╭─ PROVIDED DATA

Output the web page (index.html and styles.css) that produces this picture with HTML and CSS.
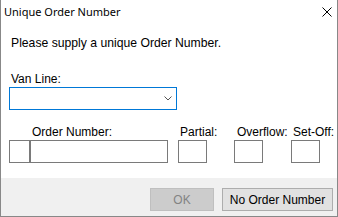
FILE: index.html
```html
<!DOCTYPE html>
<html lang="en">
<head>
    <meta charset="UTF-8">
    <title>Unique Order Number</title>
    <link rel="stylesheet" href="styles.css">
</head>
<body>
    <div class="window">
        <div class="titlebar">
            <span class="title">Unique Order Number</span>
            <svg class="close" width="10" height="10" viewBox="0 0 10 10">
                <path d="M0.5 0.5 L9.5 9.5 M9.5 0.5 L0.5 9.5" stroke="#000" stroke-width="1" fill="none"/>
            </svg>
        </div>

        <div class="content">
            <p class="message">Please supply a unique Order Number.</p>

            <label class="label">Van Line:</label>
            <div class="select">
                <svg class="chevron" width="8" height="5" viewBox="0 0 8 5">
                    <path d="M0.5 0.5 L4 4 L7.5 0.5" stroke="#555" stroke-width="1" fill="none"/>
                </svg>
            </div>

            <div class="fields">
                <div class="field order">
                    <label class="label">Order Number:</label>
                    <div class="pair">
                        <div class="box prefix"></div>
                        <div class="box number"></div>
                    </div>
                </div>
                <div class="field partial">
                    <label class="label">Partial:</label>
                    <div class="box small"></div>
                </div>
                <div class="field overflow">
                    <label class="label">Overflow:</label>
                    <div class="box small"></div>
                </div>
                <div class="field setoff">
                    <label class="label">Set-Off:</label>
                    <div class="box small"></div>
                </div>
            </div>
        </div>

        <div class="footer">
            <button class="btn btn-disabled">OK</button>
            <button class="btn">No Order Number</button>
        </div>
    </div>
</body>
</html>
```

FILE: styles.css
```css
* {
    margin: 0;
    padding: 0;
    box-sizing: border-box;
}

body {
    font-family: 'Liberation Sans', Arial, sans-serif;
    font-size: 12px;
    color: #000;
    background: white;
}

.window {
    width: 338px;
    height: 217px;
    border: 1px solid #888;
    border-top: none;
    display: flex;
    flex-direction: column;
    background: white;
}

.titlebar {
    height: 30px;
    display: flex;
    align-items: flex-start;
    justify-content: space-between;
    padding: 4px 3px 0 3px;
}

.title {
    font-family: 'Noto Sans', sans-serif;
    font-size: 11px;
    line-height: 16px;
}

.close {
    margin-top: 3px;
    margin-right: 2px;
}

.content {
    flex: 1;
    padding: 6px 0 0 8px;
}

.message {
    line-height: 14px;
    padding-left: 2px;
    font-size: 12.2px;
}

.label {
    display: block;
    line-height: 14px;
    padding-left: 2px;
    white-space: nowrap;
}

.content > .label {
    margin-top: 22px;
    margin-bottom: 1px;
}

.select {
    width: 168px;
    height: 23px;
    border: 1px solid #0078d7;
    display: flex;
    align-items: center;
    justify-content: flex-end;
    padding-right: 4px;
}

.fields {
    display: flex;
    margin-top: 15px;
}

.field {
    flex-shrink: 0;
}

.field .label {
    margin-bottom: 1px;
}

.order {
    width: 159px;
}

.order .label {
    padding-left: 23px;
}

.partial,
.overflow,
.setoff {
    width: 29px;
}

.partial {
    margin-left: 10px;
}

.overflow {
    margin-left: 27px;
}

.overflow .label {
    padding-left: 3px;
}

.setoff {
    margin-left: 28px;
}

.pair {
    display: flex;
}

.box {
    height: 23px;
    border: 1px solid #7a7a7a;
    background: white;
}

.prefix {
    width: 21px;
}

.number {
    width: 138px;
}

.small {
    width: 29px;
}

.footer {
    height: 38px;
    background: #f0f0f0;
    display: flex;
    justify-content: flex-end;
    align-items: flex-start;
    gap: 8px;
    padding: 10px 4px 0 0;
}

.btn {
    height: 23px;
    font-family: 'Liberation Sans', Arial, sans-serif;
    font-size: 12px;
    background: #e1e1e1;
    border: 1px solid #adadad;
    color: #000;
    width: 111px;
}

.btn-disabled {
    width: 64px;
    background: #cccccc;
    border-color: #bfbfbf;
    color: #838383;
}
```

╰─

INSTRUCTIONS FOR THE TASK: Find the lines above that include the string "index" and copy them.

THE ANSWER:
Output the web page (index.html and styles.css) that produces this picture with HTML and CSS.
FILE: index.html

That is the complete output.